* _Task statement_
Track down each line that has the word "components" and copy it.

* _Dataset extract_
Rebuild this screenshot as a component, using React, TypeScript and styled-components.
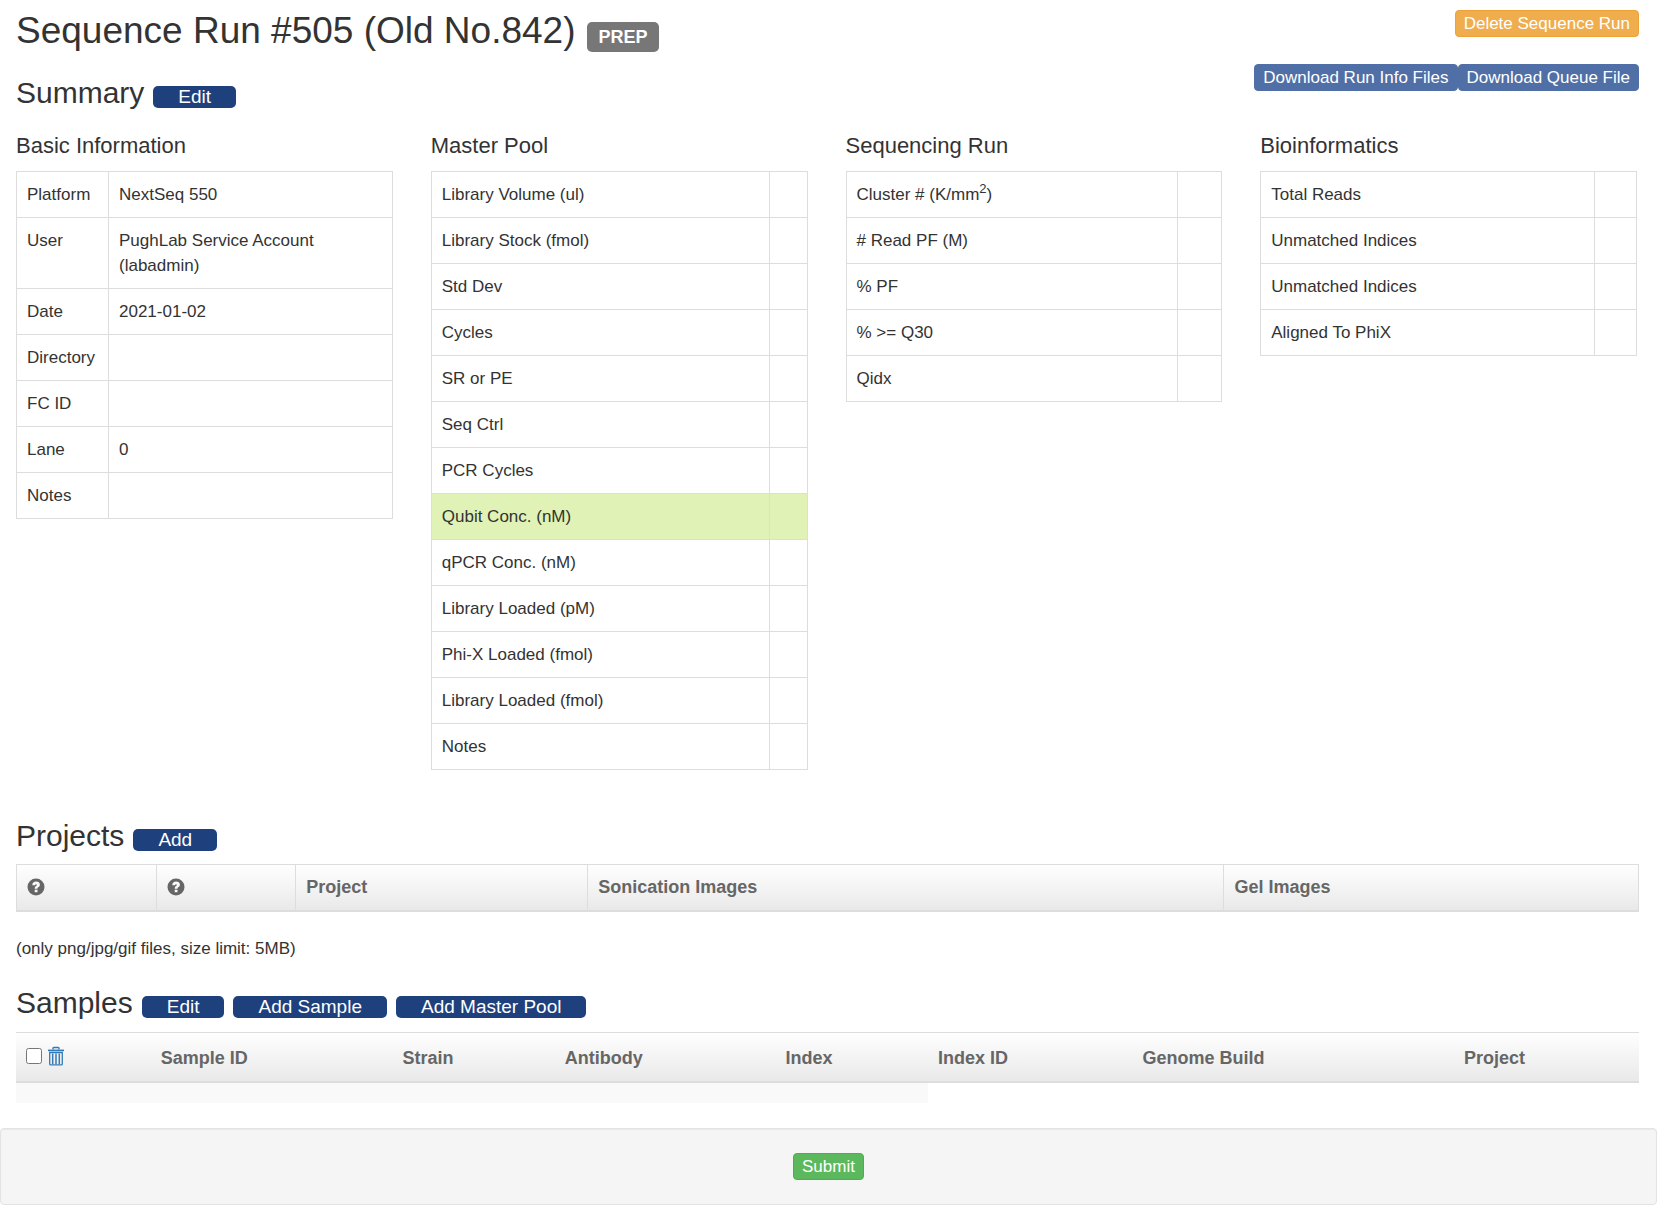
import React from "react";
import styled, { createGlobalStyle } from "styled-components";

const GlobalStyle = createGlobalStyle`
  *, *::before, *::after { box-sizing: border-box; }
  body {
    margin: 0;
    background: #fff;
    color: #333;
    font-family: "Liberation Sans", Helvetica, Arial, sans-serif;
    font-size: 17px;
    line-height: 25px;
  }
`;

const Page = styled.div`
  display: flex;
  flex-direction: column;
`;

const Header = styled.header`
  display: flex;
  justify-content: space-between;
  align-items: flex-start;
  padding: 10px 20px 0 16px;
`;

const Titles = styled.div`
  display: flex;
  flex-direction: column;
  gap: 24px;
`;

const TitleRow = styled.div`
  display: flex;
  align-items: baseline;
  gap: 12px;
`;

const Title = styled.h1`
  margin: 0;
  font-size: 37px;
  font-weight: 400;
  line-height: 42px;
`;

const StatusLabel = styled.span`
  padding: 0 11px;
  border-radius: 5px;
  background: #777;
  color: #fff;
  font-size: 18px;
  font-weight: 700;
  line-height: 30px;
`;

const SectionHead = styled.div`
  display: flex;
  align-items: baseline;
  gap: 9px;
`;

const SectionTitle = styled.h2`
  margin: 0;
  font-size: 30px;
  font-weight: 400;
  line-height: 34px;
`;

const NavyButton = styled.button`
  padding: 0 25px;
  border: 0;
  border-radius: 5px;
  background: #1e407c;
  color: #fff;
  font-family: inherit;
  font-size: 19px;
  line-height: 22px;
`;

const Actions = styled.div`
  display: flex;
  flex-direction: column;
  align-items: flex-end;
  gap: 27px;
`;

const ActionGroup = styled.div`
  display: flex;
`;

const tones = {
  warning: ["#f0ad4e", "#eea236"],
  info: ["#4f6fa6", "#4f6fa6"],
  success: ["#5cb85c", "#4cae4c"],
};

const SmallButton = styled.button<{ $tone: keyof typeof tones }>`
  padding: 0 8px;
  border: 1px solid ${(p) => tones[p.$tone][1]};
  border-radius: 4px;
  background: ${(p) => tones[p.$tone][0]};
  color: #fff;
  font-family: inherit;
  font-size: 17px;
  line-height: 25px;
`;

const SummaryGrid = styled.div`
  display: grid;
  grid-template-columns: repeat(4, 1fr);
  padding-top: 23px;
`;

const Panel = styled.section`
  padding: 0 22px 0 16px;
`;

const PanelTitle = styled.h3`
  margin: 0 0 12px;
  font-size: 22px;
  font-weight: 400;
  line-height: 26px;
`;

const InfoTable = styled.table`
  width: 100%;
  border-collapse: collapse;
  color: #333;
  font-size: 17px;
`;

const InfoRow = styled.tr<{ $highlight?: boolean }>`
  background: ${(p) => (p.$highlight ? "#e0f2b6" : "transparent")};
`;

const InfoLabel = styled.th<{ $fit?: boolean }>`
  width: ${(p) => (p.$fit ? "92px" : "auto")};
  height: 46px;
  padding: 10px;
  border: 1px solid #ddd;
  font-weight: 400;
  text-align: left;
  vertical-align: top;
  white-space: nowrap;
`;

const InfoValue = styled.td<{ $width?: number }>`
  width: ${(p) => (p.$width ? p.$width + "px" : "auto")};
  padding: 10px;
  border: 1px solid #ddd;
  vertical-align: top;
`;

const Sup = styled.sup`
  font-size: 13px;
  line-height: 0;
`;

const Block = styled.section`
  display: flex;
  flex-direction: column;
  padding: 0 20px 0 16px;
`;

const Projects = styled(Block)`
  gap: 11px;
  padding-top: 49px;
`;

const Samples = styled(Block)`
  gap: 12px;
  padding-top: 25px;
`;

const ListTable = styled.table<{ $bordered?: boolean }>`
  width: 100%;
  table-layout: fixed;
  border-collapse: separate;
  border-spacing: 0;
  color: #666;
  font-size: 18px;

  thead tr {
    background: linear-gradient(#fff, #e8e8e8);
  }
  th {
    border: 0 solid #ddd;
    border-width: ${(p) => (p.$bordered ? "1px 0 2px 1px" : "1px 0 2px")};
  }
  th:last-child {
    border-right-width: ${(p) => (p.$bordered ? "1px" : "0")};
  }
`;

const HeadCell = styled.th<{ $width: number; $tall?: boolean }>`
  width: ${(p) => p.$width}%;
  height: ${(p) => (p.$tall ? "51px" : "48px")};
  padding: ${(p) => (p.$tall ? "2px 10px 0" : "0 10px")};
  font-weight: 700;
  text-align: left;
  vertical-align: middle;
  white-space: nowrap;
`;

const EmptyCell = styled.td`
  height: 20px;
  padding: 0;
  background: #f9f9f9;
`;

const Tools = styled.div`
  display: flex;
  align-items: center;
  gap: 6px;
  padding-bottom: 4px;
`;

const CheckBox = styled.input`
  width: 16px;
  height: 16px;
  margin: 0;
`;

const IconButton = styled.button`
  display: flex;
  padding: 0;
  border: 0;
  background: none;
  color: #337ab7;
`;

const HelpIcon = styled.svg`
  display: block;
`;

const Note = styled.p`
  margin: 0;
  padding: 24px 20px 0 16px;
`;

const Footer = styled.footer`
  display: flex;
  justify-content: center;
  margin: 25px 2px 0 0;
  padding: 24px;
  border: 1px solid #e3e3e3;
  border-radius: 4px;
  background: #f5f5f5;
  box-shadow: inset 0 1px 1px rgba(0, 0, 0, 0.05);
`;

function Help() {
  return (
    <HelpIcon width="18" height="20" viewBox="0 1 18 20" role="img" aria-label="Help">
      <circle cx="9" cy="10" r="8.5" fill="#666" />
      <path
        d="M5.300 8.300C5.300 5.800 6.900 4.600 9.100 4.600c2.200 0 3.800 1.200 3.800 3.200 0 2.400-2.400 2.300-2.400 3.700v.3H7.700v-.6c0-2.100 2.100-2.100 2.100-3.200 0-.5-.3-.8-.8-.8-.6 0-.9.400-.9 1.100z"
        fill="#f8f8f8"
      />
      <rect x="7.700" y="12.700" width="2.800" height="2.500" fill="#f8f8f8" />
    </HelpIcon>
  );
}

function Trash() {
  return (
    <svg width="16" height="20" viewBox="0 0 16 20" fill="none" stroke="currentColor" aria-hidden="true">
      <path d="M5 3.500V2.300a.8.8 0 0 1 .8-.8h4.400a.8.8 0 0 1 .8.800v1.200" strokeWidth="1.400" />
      <path d="M0 4.400h16" strokeWidth="1.600" />
      <path d="M1.700 6.500h12.600v11.400a1 1 0 0 1-1 1H2.700a1 1 0 0 1-1-1z" strokeWidth="1.300" />
      <path d="M4.700 7.500v10.500M8 7.500v10.500M11.300 7.500v10.500" strokeWidth="1.500" />
    </svg>
  );
}

type Row = { label: React.ReactNode; value?: string; highlight?: boolean };

const rows = (...labels: React.ReactNode[]): Row[] => labels.map((label) => ({ label }));

const panels: { title: string; valueWidth?: number; rows: Row[] }[] = [
  {
    title: "Basic Information",
    rows: [
      { label: "Platform", value: "NextSeq 550" },
      { label: "User", value: "PughLab Service Account (labadmin)" },
      { label: "Date", value: "2021-01-02" },
      { label: "Directory" },
      { label: "FC ID" },
      { label: "Lane", value: "0" },
      { label: "Notes" },
    ],
  },
  {
    title: "Master Pool",
    valueWidth: 38,
    rows: [
      ...rows(
        "Library Volume (ul)",
        "Library Stock (fmol)",
        "Std Dev",
        "Cycles",
        "SR or PE",
        "Seq Ctrl",
        "PCR Cycles"
      ),
      { label: "Qubit Conc. (nM)", highlight: true },
      ...rows(
        "qPCR Conc. (nM)",
        "Library Loaded (pM)",
        "Phi-X Loaded (fmol)",
        "Library Loaded (fmol)",
        "Notes"
      ),
    ],
  },
  {
    title: "Sequencing Run",
    valueWidth: 44,
    rows: rows(
      <>
        Cluster # (K/mm<Sup>2</Sup>)
      </>,
      "# Read PF (M)",
      "% PF",
      "% >= Q30",
      "Qidx"
    ),
  },
  {
    title: "Bioinformatics",
    valueWidth: 42,
    rows: rows("Total Reads", "Unmatched Indices", "Unmatched Indices", "Aligned To PhiX"),
  },
];

const projectColumns: [React.ReactNode, number][] = [
  [<Help />, 8.6],
  [<Help />, 8.6],
  ["Project", 18],
  ["Sonication Images", 39.2],
  ["Gel Images", 25.6],
];

const sampleColumns: [string, number][] = [
  ["Sample ID", 14.9],
  ["Strain", 10],
  ["Antibody", 13.6],
  ["Index", 9.4],
  ["Index ID", 12.6],
  ["Genome Build", 19.8],
  ["Project", 11.4],
];

export default function App() {
  return (
    <Page>
      <GlobalStyle />
      <Header>
        <Titles>
          <TitleRow>
            <Title>Sequence Run #505 (Old No.842)</Title>
            <StatusLabel>PREP</StatusLabel>
          </TitleRow>
          <SectionHead>
            <SectionTitle>Summary</SectionTitle>
            <NavyButton type="button">Edit</NavyButton>
          </SectionHead>
        </Titles>
        <Actions>
          <SmallButton type="button" $tone="warning">Delete Sequence Run</SmallButton>
          <ActionGroup>
            <SmallButton type="button" $tone="info">Download Run Info Files</SmallButton>
            <SmallButton type="button" $tone="info">Download Queue File</SmallButton>
          </ActionGroup>
        </Actions>
      </Header>

      <SummaryGrid>
        {panels.map((panel) => (
          <Panel key={panel.title}>
            <PanelTitle>{panel.title}</PanelTitle>
            <InfoTable>
              <tbody>
                {panel.rows.map((row, i) => (
                  <InfoRow key={i} $highlight={row.highlight}>
                    <InfoLabel scope="row" $fit={!panel.valueWidth}>{row.label}</InfoLabel>
                    <InfoValue $width={panel.valueWidth}>{row.value}</InfoValue>
                  </InfoRow>
                ))}
              </tbody>
            </InfoTable>
          </Panel>
        ))}
      </SummaryGrid>

      <Projects>
        <SectionHead>
          <SectionTitle>Projects</SectionTitle>
          <NavyButton type="button">Add</NavyButton>
        </SectionHead>
        <ListTable $bordered>
          <thead>
            <tr>
              {projectColumns.map(([label, width], i) => (
                <HeadCell key={i} $width={width}>{label}</HeadCell>
              ))}
            </tr>
          </thead>
        </ListTable>
      </Projects>

      <Note>(only png/jpg/gif files, size limit: 5MB)</Note>

      <Samples>
        <SectionHead>
          <SectionTitle>Samples</SectionTitle>
          <NavyButton type="button">Edit</NavyButton>
          <NavyButton type="button">Add Sample</NavyButton>
          <NavyButton type="button">Add Master Pool</NavyButton>
        </SectionHead>
        <ListTable>
          <thead>
            <tr>
              <HeadCell $width={8.3} $tall>
                <Tools>
                  <CheckBox type="checkbox" aria-label="Select all samples" />
                  <IconButton type="button" aria-label="Remove selected samples">
                    <Trash />
                  </IconButton>
                </Tools>
              </HeadCell>
              {sampleColumns.map(([label, width]) => (
                <HeadCell key={label} $width={width} $tall>{label}</HeadCell>
              ))}
            </tr>
          </thead>
          <tbody>
            <tr>
              <EmptyCell colSpan={5} />
            </tr>
          </tbody>
        </ListTable>
      </Samples>

      <Footer>
        <SmallButton type="submit" $tone="success">Submit</SmallButton>
      </Footer>
    </Page>
  );
}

* _Result of this task_
Rebuild this screenshot as a component, using React, TypeScript and styled-components.
import styled, { createGlobalStyle } from "styled-components";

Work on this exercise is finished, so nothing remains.